Four Steps Toward Curated Assortments

Clustering is a key first step in the assortment curation process. Traditional clustering, based on attributes such as volume, store size and location, are still relevant, but they are not directly focused on the consumer.

Advanced clustering capabilities let retailers look at common customer attributes, e.g. “What did consumers that received products in this ZIP code search for, browse and buy online?” Adding this layer to their clustering efforts allows retailers to create targeted assortments for stores within that ZIP code. By converging channels with intelligence about either a fashion or consumer demographic trend, the retailer can target to get better sales, inventory turns and gross margins, while using fewer promotional resources to do so.

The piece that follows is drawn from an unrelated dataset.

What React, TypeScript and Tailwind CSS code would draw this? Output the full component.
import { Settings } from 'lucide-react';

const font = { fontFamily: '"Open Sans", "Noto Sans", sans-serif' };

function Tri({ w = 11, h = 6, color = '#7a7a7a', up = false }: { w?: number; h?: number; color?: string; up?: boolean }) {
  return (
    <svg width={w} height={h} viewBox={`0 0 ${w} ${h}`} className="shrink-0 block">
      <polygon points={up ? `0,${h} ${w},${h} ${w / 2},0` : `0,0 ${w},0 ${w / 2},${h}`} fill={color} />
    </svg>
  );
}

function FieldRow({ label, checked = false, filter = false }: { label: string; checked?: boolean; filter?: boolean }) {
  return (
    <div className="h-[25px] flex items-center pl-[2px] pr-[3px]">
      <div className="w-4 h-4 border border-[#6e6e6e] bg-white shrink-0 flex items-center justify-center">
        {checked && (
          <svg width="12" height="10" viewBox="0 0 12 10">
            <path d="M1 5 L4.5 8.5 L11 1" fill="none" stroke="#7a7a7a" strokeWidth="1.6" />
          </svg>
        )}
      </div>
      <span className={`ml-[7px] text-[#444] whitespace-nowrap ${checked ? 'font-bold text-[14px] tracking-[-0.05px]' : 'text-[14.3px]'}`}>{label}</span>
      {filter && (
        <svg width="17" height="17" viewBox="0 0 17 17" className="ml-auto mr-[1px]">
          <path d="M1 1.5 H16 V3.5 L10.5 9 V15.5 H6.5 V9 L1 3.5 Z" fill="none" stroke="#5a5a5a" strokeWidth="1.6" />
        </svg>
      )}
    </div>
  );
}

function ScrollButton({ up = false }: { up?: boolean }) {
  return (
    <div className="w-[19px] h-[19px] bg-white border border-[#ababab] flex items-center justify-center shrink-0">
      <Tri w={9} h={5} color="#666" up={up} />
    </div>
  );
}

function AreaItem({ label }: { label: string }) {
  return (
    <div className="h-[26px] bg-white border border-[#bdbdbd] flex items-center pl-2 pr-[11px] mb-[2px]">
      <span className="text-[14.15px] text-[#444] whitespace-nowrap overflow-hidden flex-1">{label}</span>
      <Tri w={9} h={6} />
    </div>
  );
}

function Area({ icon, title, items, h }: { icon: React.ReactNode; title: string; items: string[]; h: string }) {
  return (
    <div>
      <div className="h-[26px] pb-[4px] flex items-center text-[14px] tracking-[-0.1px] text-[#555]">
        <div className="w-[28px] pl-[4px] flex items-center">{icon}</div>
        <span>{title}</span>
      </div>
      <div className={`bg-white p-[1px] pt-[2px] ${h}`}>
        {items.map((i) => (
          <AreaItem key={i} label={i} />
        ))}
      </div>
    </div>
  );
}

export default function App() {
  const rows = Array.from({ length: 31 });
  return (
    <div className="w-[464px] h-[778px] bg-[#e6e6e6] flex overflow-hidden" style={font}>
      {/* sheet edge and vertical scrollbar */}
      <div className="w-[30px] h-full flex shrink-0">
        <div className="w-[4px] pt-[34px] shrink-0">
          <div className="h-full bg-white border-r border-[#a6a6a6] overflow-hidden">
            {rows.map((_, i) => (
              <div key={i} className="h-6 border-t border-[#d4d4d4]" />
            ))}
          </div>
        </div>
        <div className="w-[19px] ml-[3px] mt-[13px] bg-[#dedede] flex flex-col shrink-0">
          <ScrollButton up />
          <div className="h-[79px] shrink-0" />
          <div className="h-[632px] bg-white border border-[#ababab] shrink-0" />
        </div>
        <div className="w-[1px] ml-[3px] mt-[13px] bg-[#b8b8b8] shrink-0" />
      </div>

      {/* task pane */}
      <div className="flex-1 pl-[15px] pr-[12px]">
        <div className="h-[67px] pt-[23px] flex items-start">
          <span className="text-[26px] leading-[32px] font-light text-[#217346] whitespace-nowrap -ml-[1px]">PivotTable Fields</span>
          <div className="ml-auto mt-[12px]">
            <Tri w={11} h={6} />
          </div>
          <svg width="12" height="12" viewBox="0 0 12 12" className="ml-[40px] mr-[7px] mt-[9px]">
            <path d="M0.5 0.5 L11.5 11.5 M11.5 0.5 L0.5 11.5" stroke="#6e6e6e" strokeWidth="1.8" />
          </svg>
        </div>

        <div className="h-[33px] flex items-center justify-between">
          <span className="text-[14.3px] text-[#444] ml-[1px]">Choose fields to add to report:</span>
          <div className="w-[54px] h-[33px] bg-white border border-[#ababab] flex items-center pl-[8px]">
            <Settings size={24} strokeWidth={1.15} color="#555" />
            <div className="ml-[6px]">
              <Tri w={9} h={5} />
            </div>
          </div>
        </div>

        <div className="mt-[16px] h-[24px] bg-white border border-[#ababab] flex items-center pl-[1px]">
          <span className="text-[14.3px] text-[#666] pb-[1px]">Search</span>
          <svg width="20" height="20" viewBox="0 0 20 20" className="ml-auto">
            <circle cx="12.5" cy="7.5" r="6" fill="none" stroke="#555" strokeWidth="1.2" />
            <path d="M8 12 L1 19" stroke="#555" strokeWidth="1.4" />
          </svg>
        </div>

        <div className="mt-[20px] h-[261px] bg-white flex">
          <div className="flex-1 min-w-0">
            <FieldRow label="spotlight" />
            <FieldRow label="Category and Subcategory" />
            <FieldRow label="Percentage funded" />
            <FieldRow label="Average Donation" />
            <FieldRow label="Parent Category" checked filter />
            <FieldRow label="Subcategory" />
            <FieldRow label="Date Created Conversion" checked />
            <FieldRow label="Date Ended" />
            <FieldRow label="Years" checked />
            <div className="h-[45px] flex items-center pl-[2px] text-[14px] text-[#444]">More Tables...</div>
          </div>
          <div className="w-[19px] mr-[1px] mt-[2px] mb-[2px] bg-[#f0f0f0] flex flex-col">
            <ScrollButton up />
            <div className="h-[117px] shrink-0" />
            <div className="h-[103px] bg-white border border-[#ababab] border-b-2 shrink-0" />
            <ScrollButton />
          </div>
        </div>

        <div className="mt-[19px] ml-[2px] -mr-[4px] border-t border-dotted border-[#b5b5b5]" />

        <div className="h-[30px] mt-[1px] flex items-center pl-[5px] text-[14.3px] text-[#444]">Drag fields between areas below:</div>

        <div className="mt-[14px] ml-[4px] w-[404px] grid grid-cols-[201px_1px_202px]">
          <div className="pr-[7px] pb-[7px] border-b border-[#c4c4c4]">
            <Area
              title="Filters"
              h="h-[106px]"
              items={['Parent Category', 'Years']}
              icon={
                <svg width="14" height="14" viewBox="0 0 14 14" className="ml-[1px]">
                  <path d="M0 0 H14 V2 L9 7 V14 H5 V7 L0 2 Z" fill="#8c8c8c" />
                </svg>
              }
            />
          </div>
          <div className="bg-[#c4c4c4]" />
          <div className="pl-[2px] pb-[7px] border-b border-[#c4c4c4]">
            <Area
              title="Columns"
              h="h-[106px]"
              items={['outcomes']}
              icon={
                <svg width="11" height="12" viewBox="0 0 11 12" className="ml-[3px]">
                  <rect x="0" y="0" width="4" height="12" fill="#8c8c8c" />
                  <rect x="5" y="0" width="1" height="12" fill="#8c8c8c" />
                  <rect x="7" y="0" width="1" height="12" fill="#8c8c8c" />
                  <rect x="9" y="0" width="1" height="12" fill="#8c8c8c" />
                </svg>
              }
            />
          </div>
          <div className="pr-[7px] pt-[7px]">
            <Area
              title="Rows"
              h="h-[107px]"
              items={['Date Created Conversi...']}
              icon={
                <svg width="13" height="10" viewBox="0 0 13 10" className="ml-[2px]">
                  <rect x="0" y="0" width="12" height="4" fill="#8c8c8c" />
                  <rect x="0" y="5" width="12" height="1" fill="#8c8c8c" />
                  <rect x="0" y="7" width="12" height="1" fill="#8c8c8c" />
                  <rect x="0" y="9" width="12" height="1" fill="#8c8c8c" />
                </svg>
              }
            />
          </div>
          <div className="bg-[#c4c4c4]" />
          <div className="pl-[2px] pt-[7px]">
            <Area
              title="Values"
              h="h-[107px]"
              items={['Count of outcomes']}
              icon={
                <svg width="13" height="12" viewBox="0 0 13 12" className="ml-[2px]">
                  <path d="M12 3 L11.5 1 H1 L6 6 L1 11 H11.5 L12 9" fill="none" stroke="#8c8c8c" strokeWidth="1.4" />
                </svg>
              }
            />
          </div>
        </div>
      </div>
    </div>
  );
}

The next step involves analyzing how the consumer choice process actually works, i.e., how do shoppers make decisions around which products in an assortment they are going to buy? Consumer decision trees are an invaluable tool here. For example, retailers can discover if a consumer chooses brand before they choose price, or chooses price before they choose size. Retailers can then use these attributions to map the consumer’s choice process, which allows them to narrow the product range.

Creating narrower ranges is vital, particularly in light of research showing that in some cases, the more choices consumers have, the more paralyzed they become in terms of making purchase decisions. The science required to accomplish this involves understanding demand transference, i.e., what a consumer will accept as a substitute within a given category or range. A typical challenge for retailers is that they have 18 different items within a range, but for capital efficiency and better margins, they want to trim the range to 14 items.

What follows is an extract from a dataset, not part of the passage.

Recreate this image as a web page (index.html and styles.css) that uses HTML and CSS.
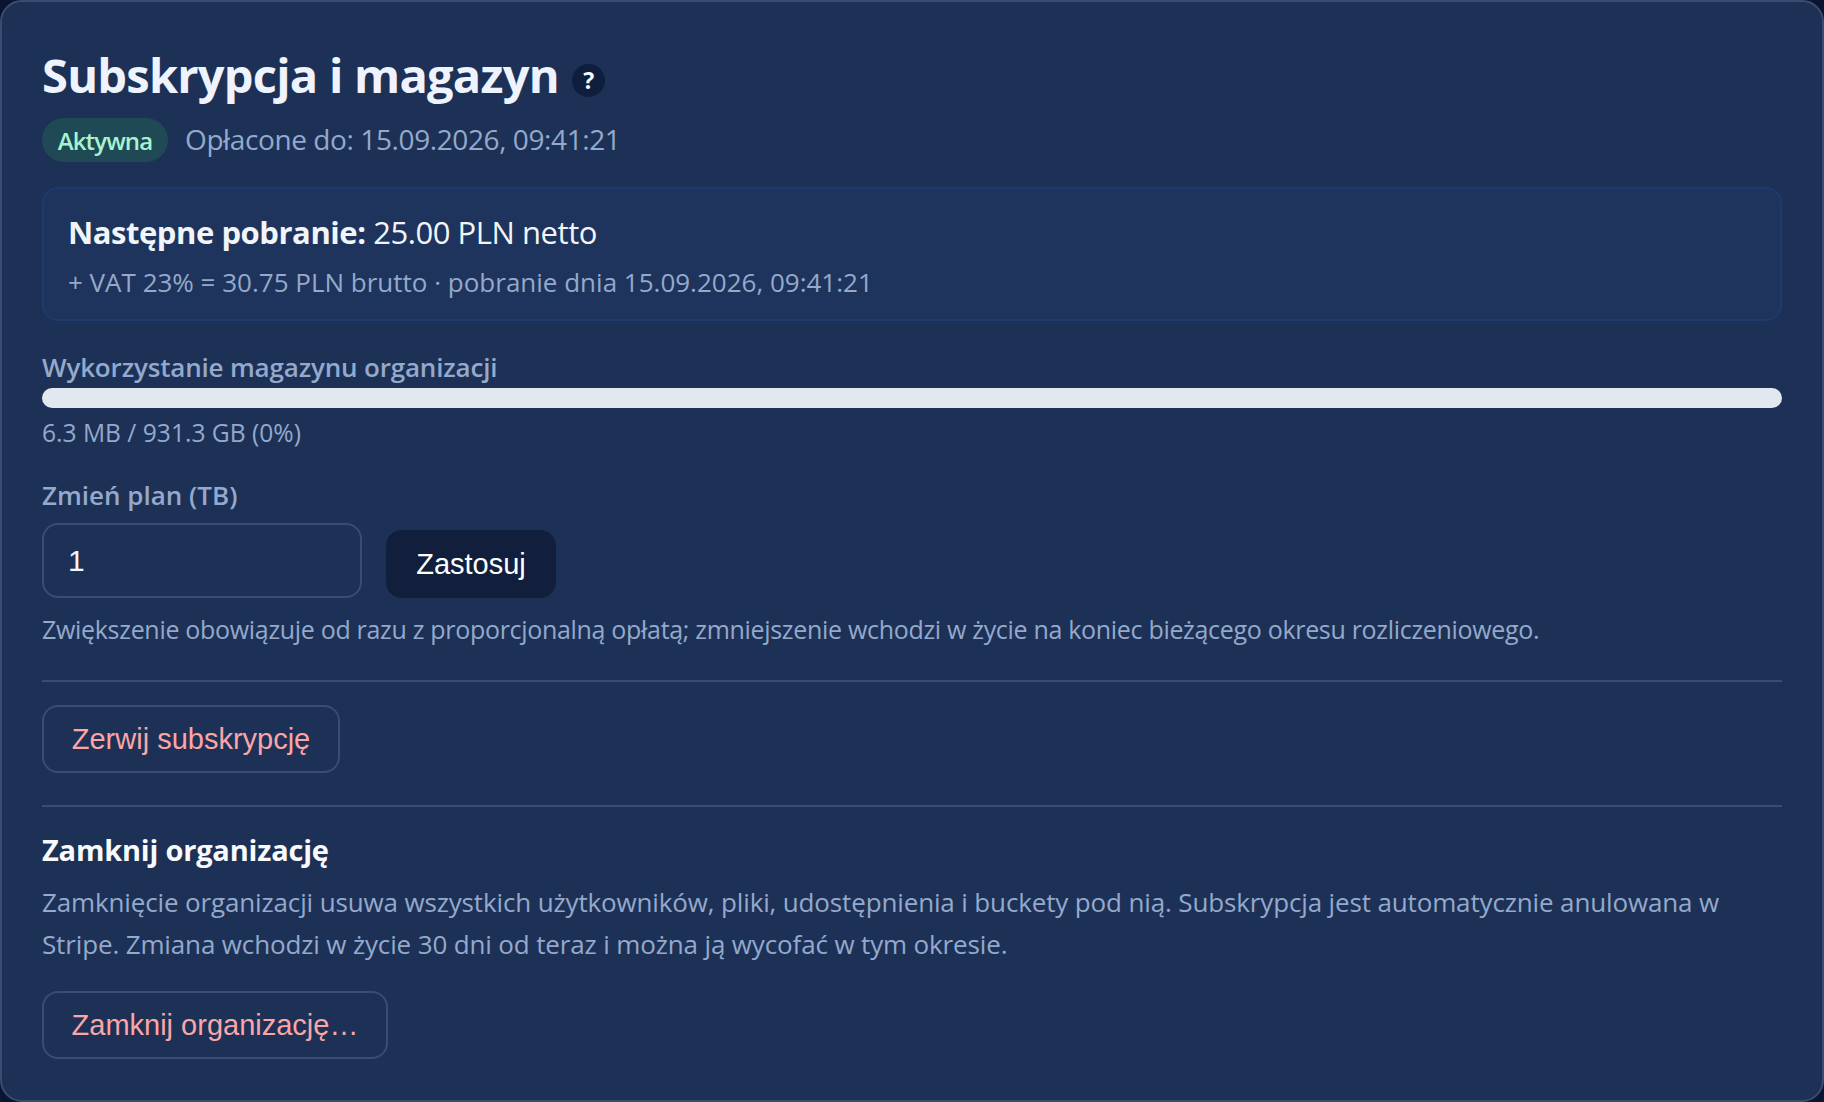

Historically, retailers would look at either volume or gross margins and simply eliminate the four lowest-ranked performers. But one of those “bottom four” items might be associated with the retailer’s highest-value customers. Demand transference determines the incremental and substitution lift of any specific item within the range. Using this tool, the retailer may discover that the best way to optimize the total category’s performance is to delete items four, seven, 11, and 13. But this is not a cognitive problem that a retail knowledge worker is going to solve; it’s a math problem, requiring tools with algorithms that allow a retailer to perform these actions at scale, for thousands of items and categories in hundreds of stores.

The fourth step in creating targeted, curated assortments is to ensure that all these consumer-focused decisions can be driven down to optimized space plans for each brick-and-mortar store.

Creating curated, consumer-focused product assortments means taking a more scientific approach to decision-making around planning and merchandising. The rewards will be seen not only in higher sales, turns and margins, but in customers’ satisfaction at more easily finding the items they both need and want.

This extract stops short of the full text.